On 10/20/16 11:21 -0200, Eduardo Habkost wrote:
On Thu, Oct 20, 2016 at 02:34:12PM +0200, Igor Mammedov wrote:
On Thu, 20 Oct 2016 14:13:01 +0800
Haozhong Zhang <haozhong.zh...@intel.com> wrote:

> If a file is used as the backend of memory-backend-file and its size is
> not identical to the property 'size', the file will be truncated. For a
> file used as the backend of vNVDIMM, its data is expected to be
> persistent and the truncation may corrupt the existing data.
I wonder if it's possible just skip 'size' property in your case instead
'notrunc' property. That way if size is not present one'd get actual size
using get_file_size() and set 'size' to it?
And if 'size' is provided and 'size' != file_size then error out.
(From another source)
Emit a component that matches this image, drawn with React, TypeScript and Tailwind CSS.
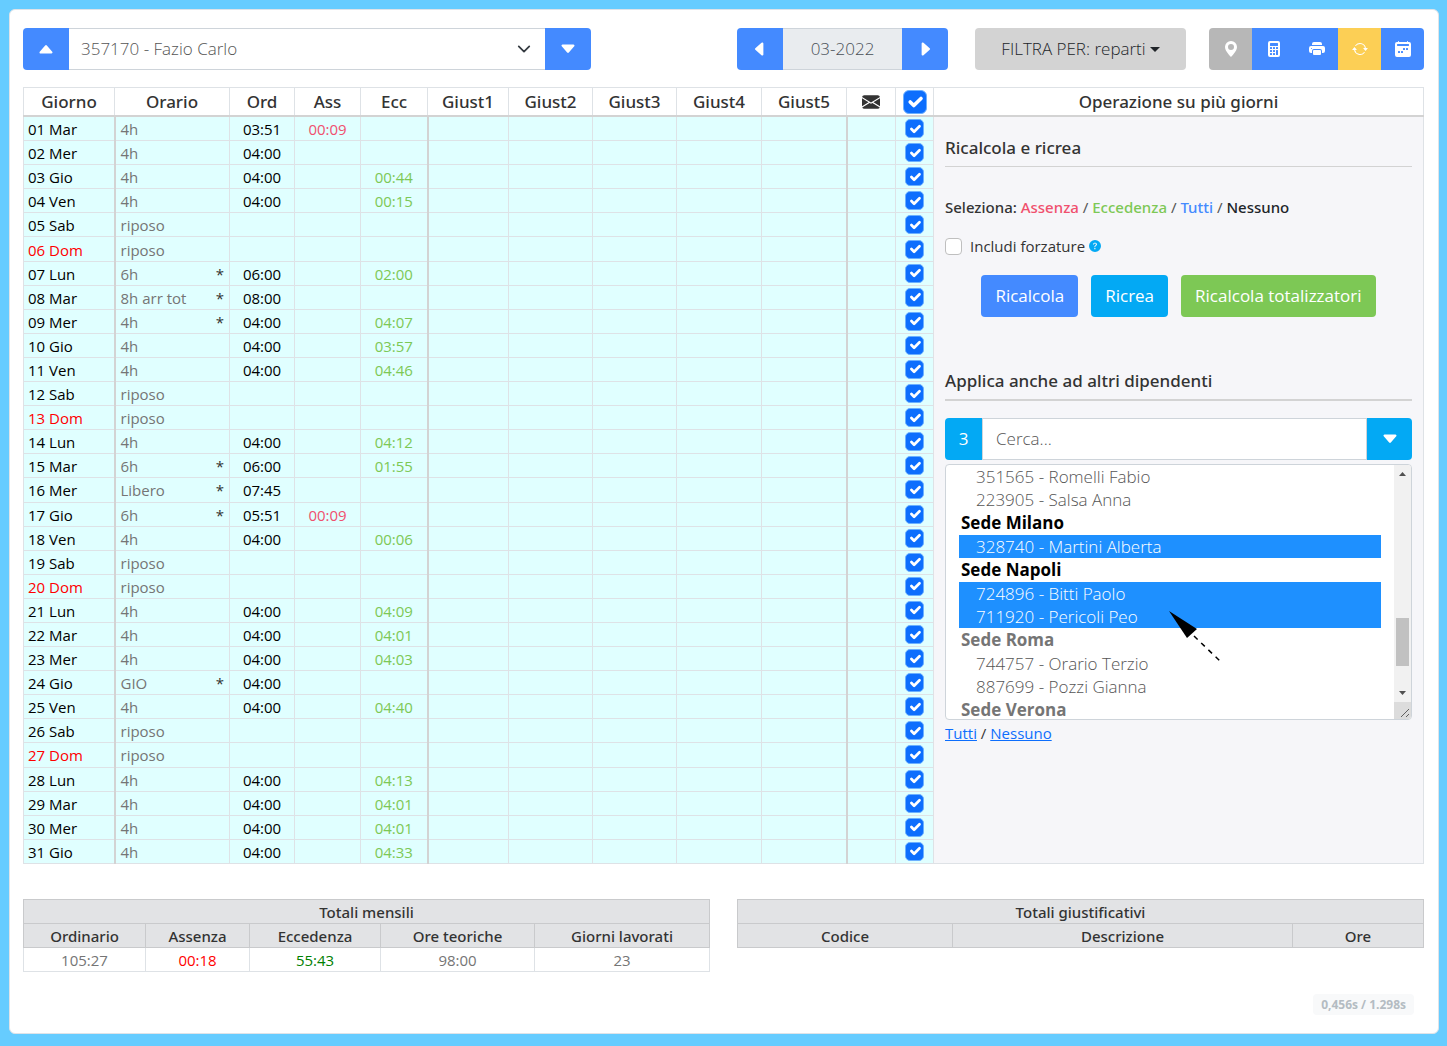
import { ReactNode } from "react";
import {
  BsArrowRepeat,
  BsCalculatorFill,
  BsCalendar2WeekFill,
  BsCaretDownFill,
  BsCaretLeftFill,
  BsCaretRightFill,
  BsCaretUpFill,
  BsEnvelopeFill,
  BsGeoAltFill,
  BsPrinterFill,
  BsQuestionCircleFill,
} from "react-icons/bs";

type Giorno = {
  giorno: string;
  orario: string;
  ord?: string;
  ass?: string;
  ecc?: string;
  star?: boolean;
};

const giorni: Giorno[] = [
  { giorno: "01 Mar", orario: "4h", ord: "03:51", ass: "00:09" },
  { giorno: "02 Mer", orario: "4h", ord: "04:00" },
  { giorno: "03 Gio", orario: "4h", ord: "04:00", ecc: "00:44" },
  { giorno: "04 Ven", orario: "4h", ord: "04:00", ecc: "00:15" },
  { giorno: "05 Sab", orario: "riposo" },
  { giorno: "06 Dom", orario: "riposo" },
  { giorno: "07 Lun", orario: "6h", star: true, ord: "06:00", ecc: "02:00" },
  { giorno: "08 Mar", orario: "8h arr tot", star: true, ord: "08:00" },
  { giorno: "09 Mer", orario: "4h", star: true, ord: "04:00", ecc: "04:07" },
  { giorno: "10 Gio", orario: "4h", ord: "04:00", ecc: "03:57" },
  { giorno: "11 Ven", orario: "4h", ord: "04:00", ecc: "04:46" },
  { giorno: "12 Sab", orario: "riposo" },
  { giorno: "13 Dom", orario: "riposo" },
  { giorno: "14 Lun", orario: "4h", ord: "04:00", ecc: "04:12" },
  { giorno: "15 Mar", orario: "6h", star: true, ord: "06:00", ecc: "01:55" },
  { giorno: "16 Mer", orario: "Libero", star: true, ord: "07:45" },
  { giorno: "17 Gio", orario: "6h", star: true, ord: "05:51", ass: "00:09" },
  { giorno: "18 Ven", orario: "4h", ord: "04:00", ecc: "00:06" },
  { giorno: "19 Sab", orario: "riposo" },
  { giorno: "20 Dom", orario: "riposo" },
  { giorno: "21 Lun", orario: "4h", ord: "04:00", ecc: "04:09" },
  { giorno: "22 Mar", orario: "4h", ord: "04:00", ecc: "04:01" },
  { giorno: "23 Mer", orario: "4h", ord: "04:00", ecc: "04:03" },
  { giorno: "24 Gio", orario: "GIO", star: true, ord: "04:00" },
  { giorno: "25 Ven", orario: "4h", ord: "04:00", ecc: "04:40" },
  { giorno: "26 Sab", orario: "riposo" },
  { giorno: "27 Dom", orario: "riposo" },
  { giorno: "28 Lun", orario: "4h", ord: "04:00", ecc: "04:13" },
  { giorno: "29 Mar", orario: "4h", ord: "04:00", ecc: "04:01" },
  { giorno: "30 Mer", orario: "4h", ord: "04:00", ecc: "04:01" },
  { giorno: "31 Gio", orario: "4h", ord: "04:00", ecc: "04:33" },
];

const dipendenti = [
  { label: "351565 - Romelli Fabio" },
  { label: "223905 - Salsa Anna" },
  { label: "Sede Milano", sede: true, attiva: true },
  { label: "328740 - Martini Alberta", selected: true },
  { label: "Sede Napoli", sede: true, attiva: true },
  { label: "724896 - Bitti Paolo", selected: true },
  { label: "711920 - Pericoli Peo", selected: true },
  { label: "Sede Roma", sede: true },
  { label: "744757 - Orario Terzio" },
  { label: "887699 - Pozzi Gianna" },
  { label: "Sede Verona", sede: true },
];

function CheckBox({ label, big }: { label: string; big?: boolean }) {
  return (
    <span className="grid place-items-center">
      <input
        type="checkbox"
        defaultChecked
        aria-label={label}
        className={`peer col-start-1 row-start-1 appearance-none border border-[#6cb0ff] bg-[#0d6efd] ${
          big ? "size-6 rounded-md" : "size-[19px] rounded-[5px]"
        }`}
      />
      <svg
        viewBox="0 0 20 20"
        className={`pointer-events-none invisible col-start-1 row-start-1 peer-checked:visible ${big ? "size-6" : "size-[18px]"}`}
        fill="none"
        stroke="#fff"
        strokeWidth="3"
        strokeLinecap="round"
        strokeLinejoin="round"
      >
        <path d="m6 10 3 3 6-6" />
      </svg>
    </span>
  );
}

function Th({ children }: { children: ReactNode }) {
  return (
    <th className="border border-b-2 border-[#dee2e6] border-b-[#d3d3d3] bg-white p-0 font-['Noto_Sans',sans-serif] font-medium">
      {children}
    </th>
  );
}

function Toolbar() {
  return (
    <div className="flex h-[42px] items-stretch text-[17px]">
      <div className="flex w-[568px]">
        <button aria-label="Precedente" className="flex w-[46px] items-center justify-center rounded-l bg-[#448aff] text-white">
          <BsCaretUpFill className="size-[18px]" />
        </button>
        <div className="grid flex-1">
          <select
            aria-label="Dipendente"
            className="col-start-1 row-start-1 appearance-none border-y border-[#ced4da] bg-white px-3 font-light text-[#555]"
          >
            <option>357170 - Fazio Carlo</option>
          </select>
          <svg
            viewBox="0 0 16 16"
            className="pointer-events-none col-start-1 row-start-1 mr-3.5 size-3.5 self-center justify-self-end"
            fill="none"
            stroke="#343a40"
            strokeWidth="2"
            strokeLinecap="round"
            strokeLinejoin="round"
          >
            <path d="m2 5 6 6 6-6" />
          </svg>
        </div>
        <button aria-label="Successivo" className="flex w-[46px] items-center justify-center rounded-r bg-[#448aff] text-white">
          <BsCaretDownFill className="size-[18px]" />
        </button>
      </div>

      <div className="ml-auto flex w-[211px]">
        <button aria-label="Mese precedente" className="flex w-[46px] items-center justify-center rounded-l bg-[#448aff] text-white">
          <BsCaretLeftFill className="size-[18px]" />
        </button>
        <input
          aria-label="Mese"
          defaultValue="03-2022"
          className="min-w-0 flex-1 border-y border-[#ced4da] bg-[#e9ecef] text-center font-light text-[#495057]"
        />
        <button aria-label="Mese successivo" className="flex w-[46px] items-center justify-center rounded-r bg-[#448aff] text-white">
          <BsCaretRightFill className="size-[18px]" />
        </button>
      </div>

      <button className="ml-[27px] flex w-[211px] items-center justify-center gap-1 rounded bg-[#d3d3d3] font-light text-[#212529]">
        FILTRA PER: reparti
        <svg viewBox="0 0 10 5" className="h-[5px] w-2.5">
          <path d="M0 0h10L5 5z" fill="currentColor" />
        </svg>
      </button>

      <div className="ml-[23px] flex w-[215px] overflow-hidden rounded text-white">
        <button aria-label="Posizione" className="flex flex-1 items-center justify-center bg-[#b7b7b7]">
          <BsGeoAltFill className="size-4" />
        </button>
        <button aria-label="Calcola" className="flex flex-1 items-center justify-center bg-[#448aff]">
          <BsCalculatorFill className="size-4" />
        </button>
        <button aria-label="Stampa" className="flex flex-1 items-center justify-center bg-[#448aff]">
          <BsPrinterFill className="size-4" />
        </button>
        <button aria-label="Aggiorna" className="flex flex-1 items-center justify-center bg-[#fccf55]">
          <BsArrowRepeat className="size-4" />
        </button>
        <button aria-label="Calendario" className="flex flex-1 items-center justify-center bg-[#448aff]">
          <BsCalendar2WeekFill className="size-4" />
        </button>
      </div>
    </div>
  );
}

function EmployeeList() {
  return (
    <div className="mt-1 flex h-[256px] overflow-hidden rounded border border-[#ced4da] bg-white">
      <ul role="listbox" aria-label="Dipendenti" aria-multiselectable="true" className="min-w-0 flex-1 overflow-hidden px-[13px] text-[17px] leading-[23px]">
        {dipendenti.map((d) => (
          <li
            key={d.label}
            role="option"
            aria-selected={!!d.selected}
            className={
              d.sede
                ? `h-6 pl-0.5 font-bold ${d.attiva ? "text-black" : "text-[#757575]"}`
                : `h-[23px] pl-[17px] font-light ${d.selected ? "bg-[#1e90ff] text-white" : "text-[#555]"}`
            }
          >
            {d.label}
          </li>
        ))}
      </ul>
      <div className="flex w-[17px] flex-col bg-[#f1f1f1]">
        <svg viewBox="0 0 17 17" className="h-[17px]" fill="#505050">
          <path d="M5 11h7L8.500 7z" />
        </svg>
        <div className="flex-1 pt-[136px]">
          <div className="mx-0.5 h-12 bg-[#c1c1c1]" />
        </div>
        <svg viewBox="0 0 17 17" className="h-[17px]" fill="#505050">
          <path d="M5 6h7L8.500 10z" />
        </svg>
        <svg viewBox="0 0 17 17" className="h-[17px] bg-[#dcdcdc]" stroke="#606060">
          <path d="M7 15l8-8M12 15l3-3" />
        </svg>
      </div>
    </div>
  );
}

function SidePanel() {
  return (
    <div className="relative min-h-[746px] px-[11px] pt-5 text-left text-[15px]">
      <h2 className="border-b border-[#d3d3d3] pb-[7px] font-['Noto_Sans',sans-serif] text-[17px] leading-[22px] font-medium">
        Ricalcola e ricrea
      </h2>

      <p className="mt-[30px] font-['Noto_Sans',sans-serif] leading-5 text-[#555]">
        <span className="font-medium text-[#333]">Seleziona:</span>{" "}
        <a href="#assenza" className="font-medium text-[#f0506e]">Assenza</a> /{" "}
        <a href="#eccedenza" className="font-medium text-[#7dc855]">Eccedenza</a> /{" "}
        <a href="#tutti" className="font-medium text-[#448aff]">Tutti</a> /{" "}
        <a href="#nessuno" className="font-medium text-[#212529]">Nessuno</a>
      </p>

      <div className="mt-[19px] flex h-5 items-center">
        <input
          id="forzature"
          type="checkbox"
          className="size-[17px] appearance-none rounded border border-[#bfbfbf] bg-white"
        />
        <label htmlFor="forzature" className="ml-2">Includi forzature</label>
        <BsQuestionCircleFill className="ml-1 size-3 text-[#03a9f4]" />
      </div>

      <div className="mt-[19px] flex justify-center gap-[13px] text-[17px] text-white">
        <button className="h-[42px] rounded bg-[#448aff] px-3.5">Ricalcola</button>
        <button className="h-[42px] rounded bg-[#03a9f4] px-3.5">Ricrea</button>
        <button className="h-[42px] rounded bg-[#7dc855] px-3.5">Ricalcola totalizzatori</button>
      </div>

      <h2 className="mt-[53px] border-b-2 border-[#d3d3d3] pb-[7px] font-['Noto_Sans',sans-serif] text-[17px] leading-[22px] font-medium">
        Applica anche ad altri dipendenti
      </h2>

      <div className="mt-[17px] flex h-[42px] text-[17px]">
        <span className="flex w-[37px] items-center justify-center rounded-l bg-[#03a9f4] text-white">3</span>
        <input
          aria-label="Cerca dipendente"
          placeholder="Cerca..."
          className="min-w-0 flex-1 border border-[#ced4da] bg-white px-[13px] font-light placeholder:text-[#555]"
        />
        <button aria-label="Apri elenco" className="flex w-[45px] items-center justify-center rounded-r bg-[#03a9f4] text-white">
          <BsCaretDownFill className="size-[18px]" />
        </button>
      </div>

      <EmployeeList />

      <p className="mt-0.5 leading-[22px]">
        <a href="#tutti" className="text-[#0d6efd] underline">Tutti</a> /{" "}
        <a href="#nessuno" className="text-[#0d6efd] underline">Nessuno</a>
      </p>

      {/* pointer laid over the list */}
      <svg viewBox="0 0 56 54" className="pointer-events-none absolute top-[493px] left-[233px] h-[54px] w-14">
        <path d="M2 1l28 18-10 9z" />
        <path d="M27 26l27 26" stroke="#000" strokeWidth="1.500" strokeDasharray="5 5" />
      </svg>
    </div>
  );
}

function Cartellino() {
  return (
    <table className="mt-[17px] w-full table-fixed border-collapse text-[15px] leading-[22px]">
      <colgroup>
        <col className="w-[91px]" />
        <col className="w-[115px]" />
        <col className="w-[65px]" />
        <col className="w-[66px]" />
        <col className="w-[67px]" />
        <col className="w-[81px]" />
        <col className="w-[84px]" />
        <col className="w-[84px]" />
        <col className="w-[85px]" />
        <col className="w-[85px]" />
        <col className="w-[49px]" />
        <col className="w-[38px]" />
        <col />
      </colgroup>
      <thead className="text-[17px] leading-[27px]">
        <tr>
          <Th>Giorno</Th>
          <Th>Orario</Th>
          <Th>Ord</Th>
          <Th>Ass</Th>
          <Th>Ecc</Th>
          <Th>Giust1</Th>
          <Th>Giust2</Th>
          <Th>Giust3</Th>
          <Th>Giust4</Th>
          <Th>Giust5</Th>
          <Th>
            <BsEnvelopeFill className="mx-auto size-[18px]" />
          </Th>
          <Th>
            <CheckBox label="Seleziona tutti i giorni" big />
          </Th>
          <Th>Operazione su più giorni</Th>
        </tr>
      </thead>
      <tbody>
        {giorni.map((g, i) => (
          <tr key={g.giorno} className="bg-[#e0ffff] *:border *:border-[#dee2e6] *:p-0 *:pt-px">
            <td className={`border-r-2! border-r-[#d3d3d3]! pl-1! ${g.giorno.endsWith("Dom") ? "text-[#f00]" : "text-black"}`}>
              {g.giorno}
            </td>
            <td className="px-[5px]! text-[#757575]">
              <div className="flex justify-between">
                <span>{g.orario}</span>
                {g.star && <span className="text-[#333]">*</span>}
              </div>
            </td>
            <td className="text-center text-black">{g.ord}</td>
            <td className="text-center text-[#f0506e]">{g.ass}</td>
            <td className="border-r-2! border-r-[#d3d3d3]! text-center text-[#7dc855]">{g.ecc}</td>
            <td></td>
            <td></td>
            <td></td>
            <td></td>
            <td className="border-r-2! border-r-[#d3d3d3]!"></td>
            <td></td>
            <td className="pt-0!">
              <CheckBox label={`Seleziona ${g.giorno}`} />
            </td>
            {i === 0 && (
              <td rowSpan={giorni.length} className="bg-[#f6f6f9] pt-0! align-top">
                <SidePanel />
              </td>
            )}
          </tr>
        ))}
      </tbody>
    </table>
  );
}

function Totali() {
  return (
    <div className="mt-[35px] grid grid-cols-2 items-start gap-[27px] text-center text-[15px] leading-[22px]">
      <table className="w-full table-fixed border-collapse">
        <colgroup>
          <col className="w-[122px]" />
          <col className="w-[104px]" />
          <col className="w-[131px]" />
          <col className="w-[154px]" />
          <col />
        </colgroup>
        <thead className="bg-[#e2e3e5] font-['Noto_Sans',sans-serif] *:*:border *:*:border-[#c9cacc] *:*:p-0 *:*:pt-px *:*:font-medium">
          <tr>
            <th colSpan={5}>Totali mensili</th>
          </tr>
          <tr>
            <th>Ordinario</th>
            <th>Assenza</th>
            <th>Eccedenza</th>
            <th>Ore teoriche</th>
            <th>Giorni lavorati</th>
          </tr>
        </thead>
        <tbody>
          <tr className="text-[#757575] *:border *:border-[#dee2e6] *:p-0 *:pt-px">
            <td>105:27</td>
            <td className="text-[#f00]">00:18</td>
            <td className="text-[#008000]">55:43</td>
            <td>98:00</td>
            <td>23</td>
          </tr>
        </tbody>
      </table>

      <table className="w-full table-fixed border-collapse">
        <colgroup>
          <col className="w-[215px]" />
          <col />
          <col className="w-[131px]" />
        </colgroup>
        <thead className="bg-[#e2e3e5] font-['Noto_Sans',sans-serif] *:*:border *:*:border-[#c9cacc] *:*:p-0 *:*:pt-px *:*:font-medium">
          <tr>
            <th colSpan={3}>Totali giustificativi</th>
          </tr>
          <tr>
            <th>Codice</th>
            <th>Descrizione</th>
            <th>Ore</th>
          </tr>
        </thead>
      </table>
    </div>
  );
}

export default function App() {
  return (
    <div className="min-h-screen bg-[#66ccff] pt-[9px] pr-2 pb-3 pl-[9px] font-['Open_Sans','Noto_Sans',sans-serif] text-[#333]">
      <main className="rounded-md border border-[#dfe3e8] bg-white pt-[18px] pr-3.5 pb-[18px] pl-[13px]">
        <Toolbar />
        <Cartellino />
        <Totali />
        <div className="mt-[22px] flex justify-end pr-2.5">
          <span className="rounded bg-[#f8f9fa] px-2 text-xs leading-[21px] font-bold text-[#b4bcc2]">0,456s / 1.298s</span>
        </div>
      </main>
    </div>
  );
}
I think it is valid to start with a zero-size file and then let
QEMU extend it.

For vNVDIMM, extending from zero-size file can be valid when a file is
first used. However, it's not valid for the second and following use
of the same file.

But I agree we should: 1) make 'size' optional as
you suggested; 2) never truncate the file to a smaller size.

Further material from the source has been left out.